7.  A few long sentences are OK but short sentences are good, and sometimes abruptly short sentences help break up the pattern  [E.g. “Enough.”  “Forget it.”].  But don’t overdo any particular pattern.  Keep it mixed up. 

8.  Eschew the passive voice.

9.  There is no substitute for authenticity.  You can write in the first person [“I” or the editorial “we”] but you want to mute yourself as much as possible unless you are writing an essentially personal piece.  Seek simplicity, authenticity, clarity, precision.

10.  If you are called upon to summarize or digest a book, make sure you get the formulations that best characterize the message of the book.  You can usually find those statements in the places where the author pauses to remind the reader of what he/she has said and where the argument is going.  Normally an author will pause at the beginning and ending of major passages to remind the reader of what he/she is saying.  Those are the places where you will find the most useful formulations.  Always watch for points he/she repeats; the repetition is meant to keep you aware of what he/she thinks is crucial as the narrative develops.

Sarah Kendzior suggests three more rules:

11.  Omit the adverbs.

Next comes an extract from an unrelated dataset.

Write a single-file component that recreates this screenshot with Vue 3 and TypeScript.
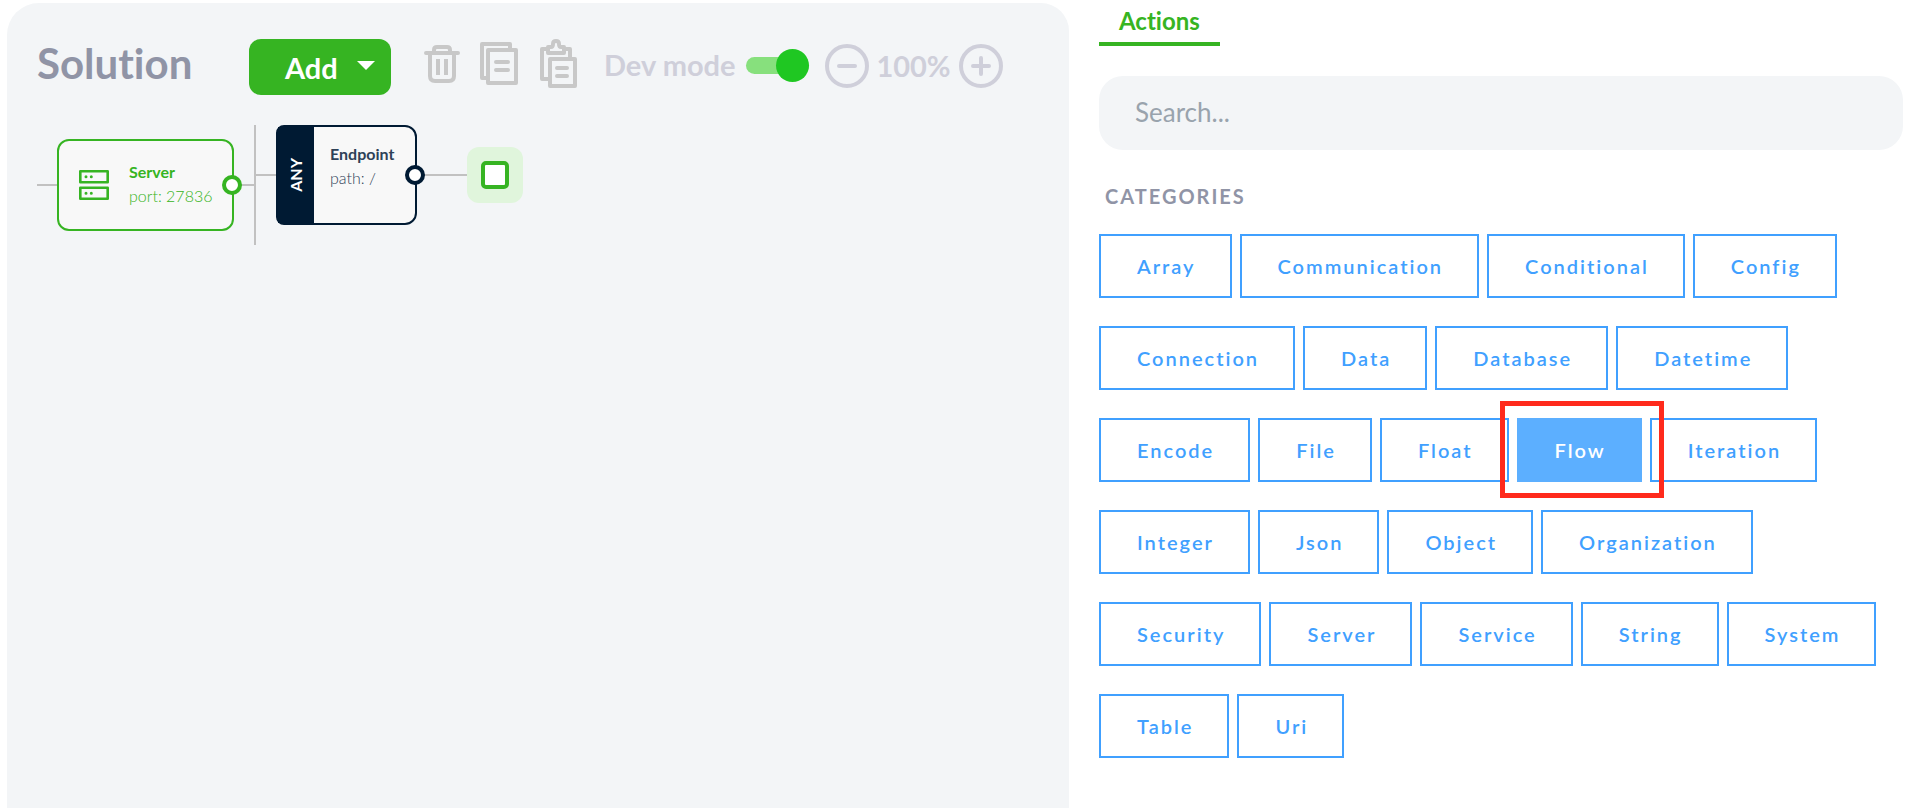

They are really, truly, indisputably, absolutely a drag on any sentence. 

12.  "Leave the boring parts out."  This is advice from the crime writer Elmore Leonard. It doesn't always work in academic writing, but most of the time, it does. Someone asked Leonard the secret to his success and he said "I just leave the boring parts out" -- what he meant was that he leaves out any information that is obvious or extraneous; if his work made sense without this information, then he cut it.

13.  When you're done delete 10% of your text because everything is better 10% shorter.